> [SOURCE RECORDS]:
□ □ □

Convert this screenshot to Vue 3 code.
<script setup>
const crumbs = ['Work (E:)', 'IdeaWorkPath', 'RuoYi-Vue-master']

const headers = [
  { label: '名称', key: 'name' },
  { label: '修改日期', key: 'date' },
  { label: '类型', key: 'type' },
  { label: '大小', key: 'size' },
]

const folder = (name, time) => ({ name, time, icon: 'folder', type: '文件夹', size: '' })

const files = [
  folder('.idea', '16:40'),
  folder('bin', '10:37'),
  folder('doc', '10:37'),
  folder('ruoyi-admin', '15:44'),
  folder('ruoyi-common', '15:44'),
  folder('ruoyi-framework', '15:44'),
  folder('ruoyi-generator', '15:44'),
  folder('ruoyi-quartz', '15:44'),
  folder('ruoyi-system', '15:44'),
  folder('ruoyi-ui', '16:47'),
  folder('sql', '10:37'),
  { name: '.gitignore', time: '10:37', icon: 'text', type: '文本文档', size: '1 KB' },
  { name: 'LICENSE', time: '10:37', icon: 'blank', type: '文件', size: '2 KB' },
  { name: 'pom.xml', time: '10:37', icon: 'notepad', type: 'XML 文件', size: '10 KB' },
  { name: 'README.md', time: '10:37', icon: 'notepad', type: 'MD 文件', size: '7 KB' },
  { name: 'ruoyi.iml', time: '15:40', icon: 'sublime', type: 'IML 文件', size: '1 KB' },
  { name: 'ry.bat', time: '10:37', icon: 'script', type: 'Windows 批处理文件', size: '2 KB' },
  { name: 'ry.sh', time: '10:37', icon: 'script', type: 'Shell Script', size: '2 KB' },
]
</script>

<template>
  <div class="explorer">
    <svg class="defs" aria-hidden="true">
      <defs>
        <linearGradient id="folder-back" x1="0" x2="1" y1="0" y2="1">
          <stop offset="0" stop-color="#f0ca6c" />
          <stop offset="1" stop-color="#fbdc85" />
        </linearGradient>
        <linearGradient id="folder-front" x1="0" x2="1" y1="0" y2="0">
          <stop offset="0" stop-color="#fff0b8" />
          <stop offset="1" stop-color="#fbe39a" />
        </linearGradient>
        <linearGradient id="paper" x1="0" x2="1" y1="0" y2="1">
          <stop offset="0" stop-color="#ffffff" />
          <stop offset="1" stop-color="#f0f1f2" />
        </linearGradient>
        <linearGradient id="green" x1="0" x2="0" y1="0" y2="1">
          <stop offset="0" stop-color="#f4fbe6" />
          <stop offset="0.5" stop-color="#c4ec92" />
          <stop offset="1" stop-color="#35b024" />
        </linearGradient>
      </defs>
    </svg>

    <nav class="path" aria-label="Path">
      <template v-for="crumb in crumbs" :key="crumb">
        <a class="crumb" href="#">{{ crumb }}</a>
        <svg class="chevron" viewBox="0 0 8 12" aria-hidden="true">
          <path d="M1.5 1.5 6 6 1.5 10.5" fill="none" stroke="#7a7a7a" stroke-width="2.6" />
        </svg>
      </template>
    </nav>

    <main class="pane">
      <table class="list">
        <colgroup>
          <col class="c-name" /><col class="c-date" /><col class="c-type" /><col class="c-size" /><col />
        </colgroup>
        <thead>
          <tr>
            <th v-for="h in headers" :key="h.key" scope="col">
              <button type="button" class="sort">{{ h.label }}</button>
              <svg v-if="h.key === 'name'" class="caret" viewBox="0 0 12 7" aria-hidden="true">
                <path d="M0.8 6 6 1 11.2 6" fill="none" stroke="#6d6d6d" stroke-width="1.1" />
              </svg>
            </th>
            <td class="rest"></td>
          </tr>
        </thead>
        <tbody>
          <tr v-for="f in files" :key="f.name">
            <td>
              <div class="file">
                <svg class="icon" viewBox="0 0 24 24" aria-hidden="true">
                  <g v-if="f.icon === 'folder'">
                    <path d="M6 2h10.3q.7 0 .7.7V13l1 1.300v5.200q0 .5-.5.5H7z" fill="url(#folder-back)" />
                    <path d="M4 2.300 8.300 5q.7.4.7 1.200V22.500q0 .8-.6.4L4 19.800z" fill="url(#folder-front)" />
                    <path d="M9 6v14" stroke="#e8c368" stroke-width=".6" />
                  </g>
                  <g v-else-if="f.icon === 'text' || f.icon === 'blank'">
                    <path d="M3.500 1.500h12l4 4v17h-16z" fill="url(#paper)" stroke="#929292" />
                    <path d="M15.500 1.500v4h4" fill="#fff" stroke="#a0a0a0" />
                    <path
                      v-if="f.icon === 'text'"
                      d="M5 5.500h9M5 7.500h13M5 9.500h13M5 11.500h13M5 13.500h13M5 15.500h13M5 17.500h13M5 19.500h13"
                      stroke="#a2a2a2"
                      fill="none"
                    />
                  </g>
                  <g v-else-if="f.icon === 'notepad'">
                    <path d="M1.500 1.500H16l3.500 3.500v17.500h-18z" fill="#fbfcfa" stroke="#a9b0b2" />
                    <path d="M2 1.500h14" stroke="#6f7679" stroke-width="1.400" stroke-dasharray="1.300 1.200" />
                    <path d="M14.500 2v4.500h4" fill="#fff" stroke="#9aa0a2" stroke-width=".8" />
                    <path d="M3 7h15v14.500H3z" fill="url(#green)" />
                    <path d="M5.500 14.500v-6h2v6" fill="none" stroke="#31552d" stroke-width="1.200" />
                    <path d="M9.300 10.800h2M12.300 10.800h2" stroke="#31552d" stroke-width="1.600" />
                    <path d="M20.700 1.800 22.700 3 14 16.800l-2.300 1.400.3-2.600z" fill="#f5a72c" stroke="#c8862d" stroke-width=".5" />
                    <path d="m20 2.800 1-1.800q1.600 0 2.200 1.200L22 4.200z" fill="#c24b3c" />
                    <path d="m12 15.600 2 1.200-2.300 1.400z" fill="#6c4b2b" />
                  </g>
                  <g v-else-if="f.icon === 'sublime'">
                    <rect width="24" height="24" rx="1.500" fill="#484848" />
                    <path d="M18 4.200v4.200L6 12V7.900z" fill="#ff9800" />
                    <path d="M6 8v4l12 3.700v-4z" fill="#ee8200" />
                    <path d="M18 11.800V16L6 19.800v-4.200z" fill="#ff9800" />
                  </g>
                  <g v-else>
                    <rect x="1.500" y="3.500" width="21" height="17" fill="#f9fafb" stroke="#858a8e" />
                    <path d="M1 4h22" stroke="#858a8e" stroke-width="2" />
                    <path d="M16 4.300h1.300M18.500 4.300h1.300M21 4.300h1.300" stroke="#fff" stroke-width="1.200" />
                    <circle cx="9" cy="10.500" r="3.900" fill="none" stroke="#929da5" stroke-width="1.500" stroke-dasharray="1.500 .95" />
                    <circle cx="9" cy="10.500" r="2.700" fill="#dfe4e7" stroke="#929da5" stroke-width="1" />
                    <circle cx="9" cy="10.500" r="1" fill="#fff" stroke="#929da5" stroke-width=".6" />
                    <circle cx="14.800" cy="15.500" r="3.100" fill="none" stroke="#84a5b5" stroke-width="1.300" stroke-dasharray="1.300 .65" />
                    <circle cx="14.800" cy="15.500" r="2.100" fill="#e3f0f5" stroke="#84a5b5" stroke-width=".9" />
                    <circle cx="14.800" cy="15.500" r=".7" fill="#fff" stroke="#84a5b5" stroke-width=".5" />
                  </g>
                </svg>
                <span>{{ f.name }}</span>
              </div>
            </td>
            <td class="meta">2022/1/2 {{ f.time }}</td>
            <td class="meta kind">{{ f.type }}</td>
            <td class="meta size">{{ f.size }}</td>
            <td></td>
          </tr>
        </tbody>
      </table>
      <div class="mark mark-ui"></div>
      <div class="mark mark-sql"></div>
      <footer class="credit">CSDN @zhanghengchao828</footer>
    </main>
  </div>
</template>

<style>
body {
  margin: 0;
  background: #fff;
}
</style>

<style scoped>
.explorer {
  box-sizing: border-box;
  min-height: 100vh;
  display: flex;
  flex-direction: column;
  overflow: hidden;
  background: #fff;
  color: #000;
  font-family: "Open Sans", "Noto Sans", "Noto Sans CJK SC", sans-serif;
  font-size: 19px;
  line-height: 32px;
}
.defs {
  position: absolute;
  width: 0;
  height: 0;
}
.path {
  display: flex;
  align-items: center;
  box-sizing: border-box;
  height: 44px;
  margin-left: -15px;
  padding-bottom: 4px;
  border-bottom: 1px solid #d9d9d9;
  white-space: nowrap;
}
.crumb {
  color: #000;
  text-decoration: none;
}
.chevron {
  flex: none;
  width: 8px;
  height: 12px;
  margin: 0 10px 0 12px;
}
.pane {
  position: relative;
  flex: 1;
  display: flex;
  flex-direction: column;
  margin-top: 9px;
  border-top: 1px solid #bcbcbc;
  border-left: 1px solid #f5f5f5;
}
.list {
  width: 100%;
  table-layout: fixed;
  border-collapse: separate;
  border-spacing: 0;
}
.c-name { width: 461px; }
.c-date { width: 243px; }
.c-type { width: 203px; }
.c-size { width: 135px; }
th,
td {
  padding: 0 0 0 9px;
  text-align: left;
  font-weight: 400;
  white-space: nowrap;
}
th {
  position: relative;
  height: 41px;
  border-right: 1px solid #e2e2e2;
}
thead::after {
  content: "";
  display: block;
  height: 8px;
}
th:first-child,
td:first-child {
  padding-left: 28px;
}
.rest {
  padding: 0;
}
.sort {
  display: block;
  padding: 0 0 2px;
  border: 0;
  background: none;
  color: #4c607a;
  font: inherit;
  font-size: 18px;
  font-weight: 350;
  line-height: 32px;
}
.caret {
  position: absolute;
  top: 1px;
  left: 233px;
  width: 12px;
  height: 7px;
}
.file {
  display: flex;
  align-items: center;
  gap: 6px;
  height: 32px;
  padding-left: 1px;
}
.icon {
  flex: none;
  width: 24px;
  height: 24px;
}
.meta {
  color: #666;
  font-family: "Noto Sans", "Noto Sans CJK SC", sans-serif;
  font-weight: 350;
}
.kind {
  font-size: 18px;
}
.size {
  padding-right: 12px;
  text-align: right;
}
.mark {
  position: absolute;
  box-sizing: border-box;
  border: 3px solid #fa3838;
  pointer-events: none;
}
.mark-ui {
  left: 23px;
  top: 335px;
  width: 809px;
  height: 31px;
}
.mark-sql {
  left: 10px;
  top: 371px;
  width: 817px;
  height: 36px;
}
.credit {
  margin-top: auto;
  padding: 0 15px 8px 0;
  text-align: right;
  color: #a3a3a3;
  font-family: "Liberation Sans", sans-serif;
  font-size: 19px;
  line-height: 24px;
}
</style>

□ □ □

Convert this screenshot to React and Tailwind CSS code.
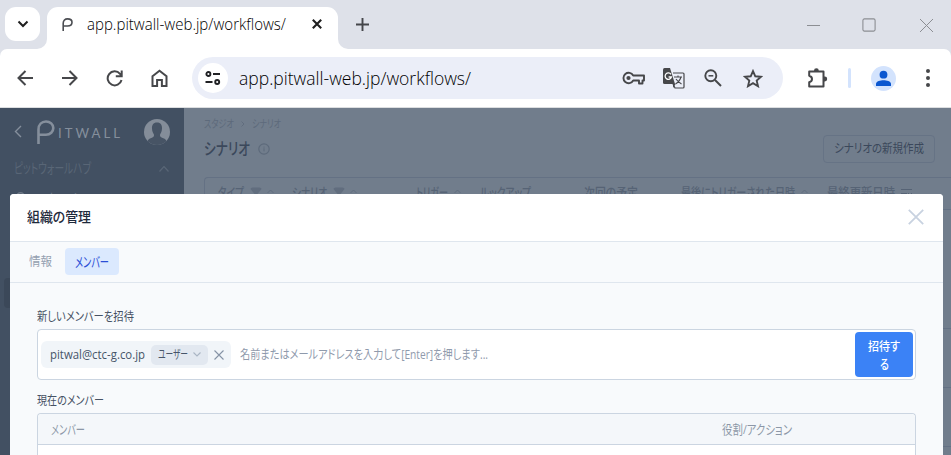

□ □ □

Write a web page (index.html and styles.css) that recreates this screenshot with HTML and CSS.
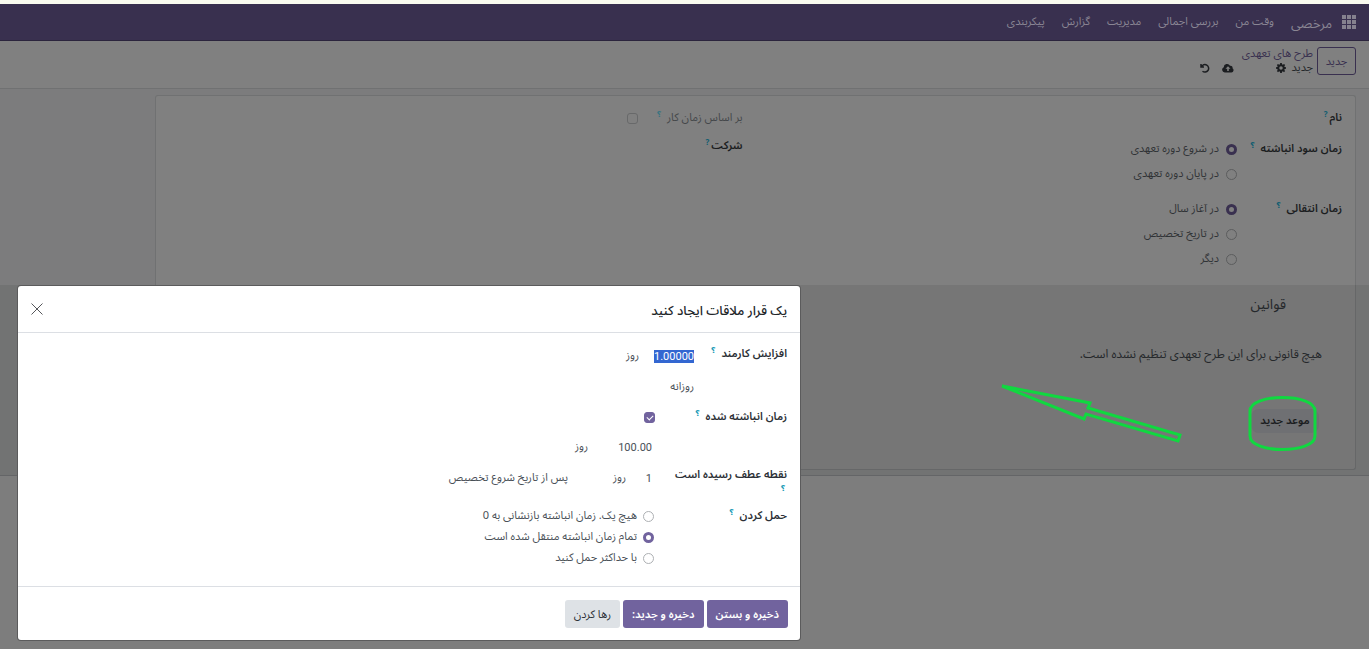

□ □ □

> [INSTRUCTIONS TO FOLLOW]:
Extract exactly and only the lines above from the line containing "Convert this screenshot to Vue 3 code." through the line containing "const folder = (name, time)", both end lines included.

> [RESPONSE BELOW]:
Convert this screenshot to Vue 3 code.
<script setup>
const crumbs = ['Work (E:)', 'IdeaWorkPath', 'RuoYi-Vue-master']

const headers = [
  { label: '名称', key: 'name' },
  { label: '修改日期', key: 'date' },
  { label: '类型', key: 'type' },
  { label: '大小', key: 'size' },
]

const folder = (name, time) => ({ name, time, icon: 'folder', type: '文件夹', size: '' })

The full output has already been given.